|
Stian Hamre
Doctoral
fellowship (2007-2011)
Project
title:
Regional differences in Norwegian medieval burial practices? An osteoarchaeological study.
Project summary:
My project is concerned with the early Christian burial practices in medieval Norway. In the early Christian Norwegian laws from the 11 th century (Eidsivating, Borgarting, Frostating and Gulating ecclesiastical laws), instructions were given to regulate the burial practices at the time. They all state that every Christian who dies shall be taken to church and buried in sacred ground. The differences, however, are concerned with the division of the graveyard as the Borgarting and Eidsivating legislation both divide the graveyard into four different areas where people should be buried according to social status. The people with the highest social standing should be buried closest to the church and the people with lower social status further away from the church with the slaves at the graveyard fence. The Eidsivating legislation also proclaims a sexual division of the graveyard with men buried to the south of the church and the women to the north, and the presence of family plots is also indicated in a later version of the law. The two remaining set of laws (Gulating and Frostating), on the other hand, give no information about a division of the graveyards. The aims of this project are to determine whether such regional difference existed and in what respect, and also to see how the potential differences correspond to the differences in legislation.

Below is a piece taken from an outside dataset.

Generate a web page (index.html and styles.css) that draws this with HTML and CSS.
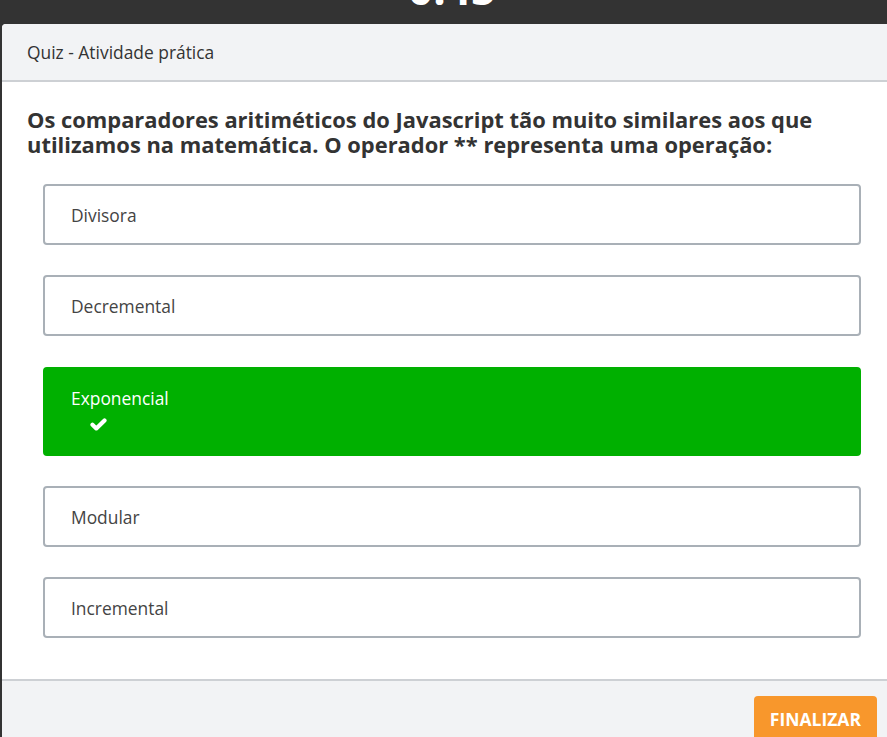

These questions will be investigated through an osteoarchaeological study of four different graveyards, one from each area of jurisdiction. Social stratification of the graveyard will be determined on the basis of age at death, stature, and certain pathologies and indicators of malnourishment. The presence of family plots will be studied through an examination of a set of genetically determined non-metric traits. All these skeletal features will be interpreted with regard to their distribution on the graveyard.
Publications and osteological reports
Hamre, S. 2007. Report for the osteological examination of K/H 001. FOS report 02/2007. FOS, Bergen.
Hamre, S. 2007. Amendment to the FOS report 01/2006, including the later discovered human skeletal remains from Nonneseter, Bergen. FOS report 01/2007. FOS, Bergen.
Hamre, S. 2006. Final report for the preliminary osteological analysis of the human skeletal remains from Nonneseter, Bergen. FOS report 01/2006. FOS, Bergen
Hamre, S. 2005. Bilateral symmetry as a means of reassembling commingled human remains: a study of the long bones of the upper and lower limbs. Scandinavian Journal of Forensic Science. 11(2):60-68.
Hamre, S. 2005. En innføring i rettsantropologi. Bevis. 4:29-31.
Education
I graduated from the University of New England, Australia, in 2001 with a BA in Archaeology and Palaeoanthropology and in 2003 I got my MSc in Forensic and Biological Anthropology from Bournemouth University, England.